Aside from poor employee buy-in, another issue that can pop up when rolling out eLearning courses is when completion rates are not as high as you’d like. And that can stem from a number of issues: poor design elements, content doesn’t hold interest, time constraints, and so on.
So what can you do to make sure the courses in your library are being completed on time? Here are four ways to keep your employees in their seats until the end.
Don’t Make The LMS Interface Confusing
An LMS with one too many entry points is an eye sore for learners. The longer it takes for employees to find the course they want, the more frustration builds. Because not only is there patience wearing thin, but so is their time allotted to train that day.
You must have a user-friendly LMS that gets learners to their course quickly. It must have “hot keys” that let employees pull up the courses they want, tag ones for later, etc. For instance, with ej4’s Thinkzoom, learners are able to view the required courses assigned to them at the top of their dashboard - and below that is a list of recently uploaded/viewed courses. Plus, there are other features like social buttons below each courses, quizzes to take part in, and much more.
But above all else, the LMS itself is easy to navigate.
Design Shorter Courses
Are the courses testing their patience? If so, no wonder none of the courses are being completed. Course length is just as important as the content inside. While you may have a great course on, say, “How to Be an Effective Team Leader,” if that course wraps up after a good 30-45 minutes, will they be able to sit through it and retain everything? Remember, even though our attention spans are not as bad as a child’s, they’re still not that far off.
Keep in mind that when you go to trim courses to a respectable length, don’t sacrifice great content in the process. If you need to include other points, then it’s not a bad idea to consider the next step...
Parse Out Courses When Needed
If you have a number of talking points lined up for one course, but get nervous that it might spill over past the 10 minute mark, just create another video that’s short and to the point. For example, if you design a course on “Leadership Fundamentals” and want to go more in-depth on each fundamental, consider splitting them up into two courses (or more, if necessary). And as an added suggestion, make sure the same design elements are there, use the same presenter, and try to mirror the closing times. For retention’s sake, you don’t want to lose too much familiarity.
Create Courses That Fulfill Needs
Employees are more willing to watch something that pertains to their specific job over something that’s general. Not to say that general courses are a non-factor - because they are just as valuable - but employees want a course that speaks to how they can improve what they do. If you are trying to teach a merchandiser to improve their job, provide them with courses on “How to Set Up a Professional Display” or “How to Prevent Back Injuries Lifting [Company Product] From Off The Trucks” instead of, “How to Be Motivated at Work” or “Safety Skills Tips”.

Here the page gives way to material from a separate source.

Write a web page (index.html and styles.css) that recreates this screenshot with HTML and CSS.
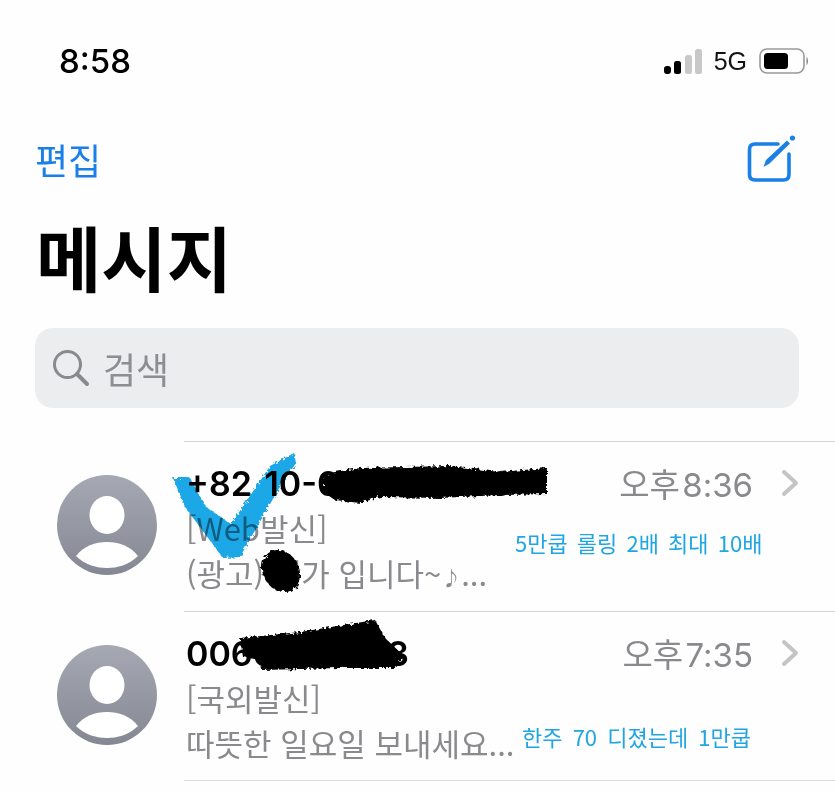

Like I said, the last two courses are important to watch, but what’s the more pressing need a merchandiser would look to fulfill?
Like I stated before, time is a precious commodity for both the employee and the company. And the more employees yawn and disengage from a course, the more minutes are wasted having to backtrack for a second viewing later on. Your eLearning courses should always pique interest, teach a relevant skill and be able to kick employees back to their job quickly.